Argued February 23, 1994 Decided June 13, 1994
- Full case name: City of Ladue, et al. v. Margaret P. Gilleo
- Citations: 512 U.S. 43 (more) 114 S. Ct. 2038; 129 L. Ed. 2d 36

Case history
- Prior: Gilleo v. City of Ladue, 986 F.2d 1180 (8th Cir. 1993)

Holding
- A municipal ordinance aiming to reduce visual clutter through the regulation of signs in the yards of private homes that prohibits protected speech may violate the First Amendment if the ordinance cannot pass strict scrutiny.

Court membership
- Chief Justice William Rehnquist Associate Justices Harry Blackmun · John P. Stevens Sandra Day O'Connor · Antonin Scalia Anthony Kennedy · David Souter Clarence Thomas · Ruth Bader Ginsburg

Case opinions
- Majority: Stevens, joined by unanimous
- Concurrence: O'Connor

Laws applied
- U.S. Const. Amend. I

= City of Ladue v. Gilleo =

City of Ladue v. Gilleo, 512 U.S. 43 (1994), was a free speech decision of the Supreme Court of the United States. It was a case challenging the legality of a city ordinance restricting the placement of signs in the yards of residents of Ladue, Missouri.

== Background ==
Margaret P. Gilleo was a resident of Ladue, Missouri. On December 8, 1990, she placed a sign measuring 3 feet by 2 feet in her front yard that read, "Say no to war in the Persian Gulf. Call Congress now.”

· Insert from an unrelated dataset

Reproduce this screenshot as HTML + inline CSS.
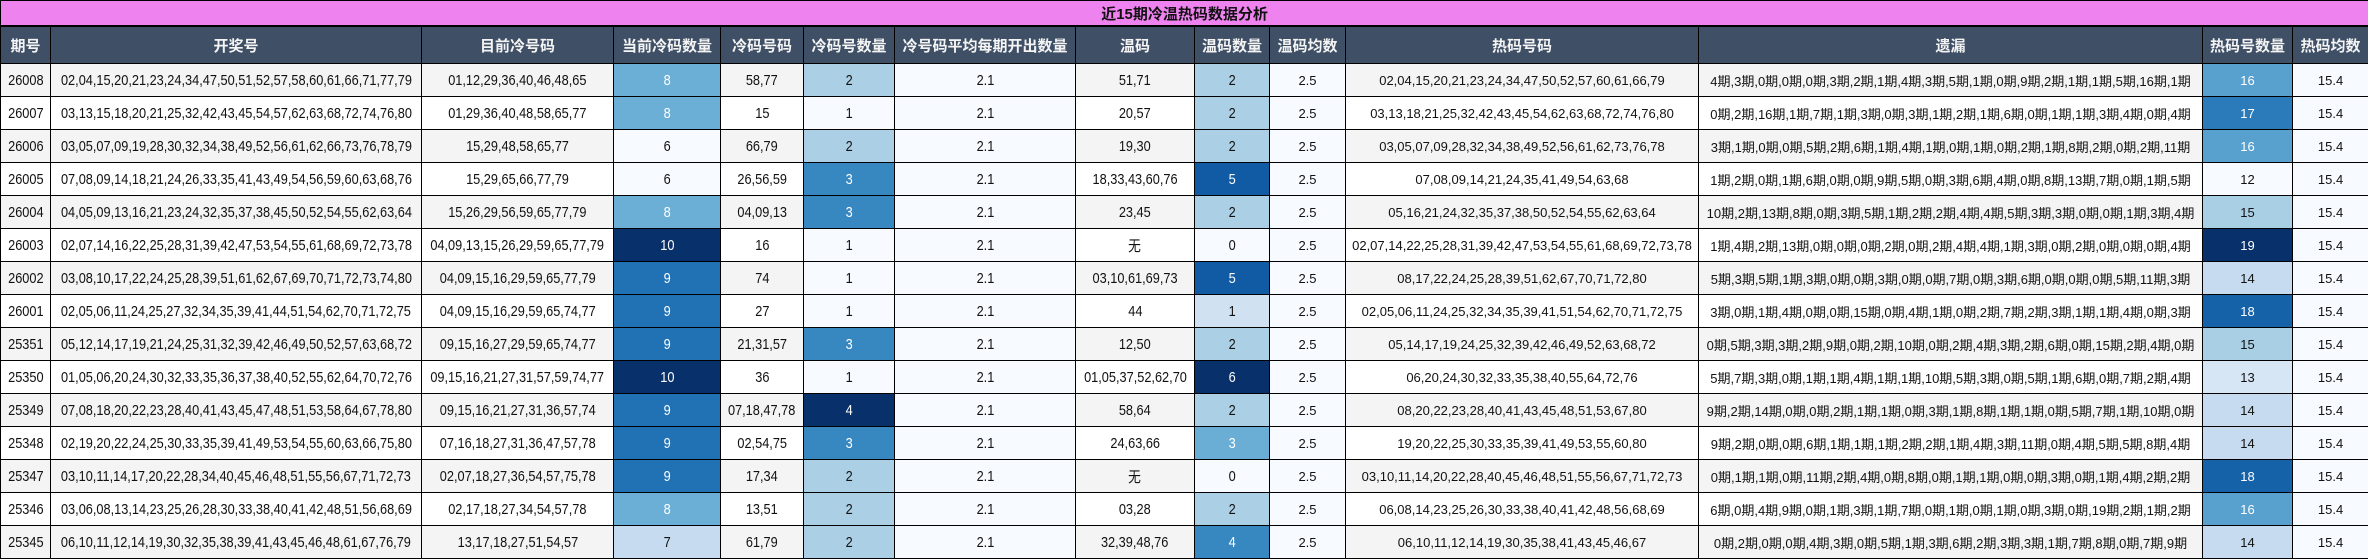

The sign disappeared, so Gilleo erected yet another. After this sign was pulled out of the ground and tossed in her yard, Gilleo filed a complaint with the police, who informed her that such signs were prohibited by a local ordinance as a form of "visual pollution".

Ladue had a broad ban on signs, making exceptions for only ten instances, including residential markers, home sale signs, commercial signs in properly-zoned areas, etc.

With help from the American Civil Liberties Union, Gilleo filed suit in federal court against the city, Mayor Edith Spinks, and the members of the city council after they refused her a variance. The district court struck down the ordinance as unconstitutional, and this decision was affirmed by the appeals court.

== Opinion of the Court ==
The Supreme Court unanimously affirmed the ruling of the Appeals Court. Justice Stevens, writing for the majority, expressed the Court's suspicion of regulations eliminating an entire form of communication, in this case signs. While Ladue alleged that this regulation was permissible as a restriction on "time, place, and manner" since residents could express themselves via other means, the Court found that there were no means that would be adequate substitutes. Ladue had also argued that its regulation was content neutral, but this did not satisfy the Court, which still found that the regulation prevented too much speech that is protected.

In the opinion,

Although Ladue has a concededly valid interest in minimizing visual clutter, it has almost completely foreclosed an important and distinct medium of expression to political, religious, or personal messages. Prohibitions foreclosing entire media may be completely free of content or viewpoint discrimination, but such measures can suppress too much speech by eliminating a common means of speaking.

Also,

Displaying a sign from one's own residence carries a message quite distinct from placing the same sign someplace else, or conveying the same text or picture by other means, for it provides information about the speaker's identity, an important component of many attempts to persuade.

And

A special respect for individual liberty in the home has long been part of this Nation's culture and law and has a special resonance when the government seeks to constrain a person's ability to speak there.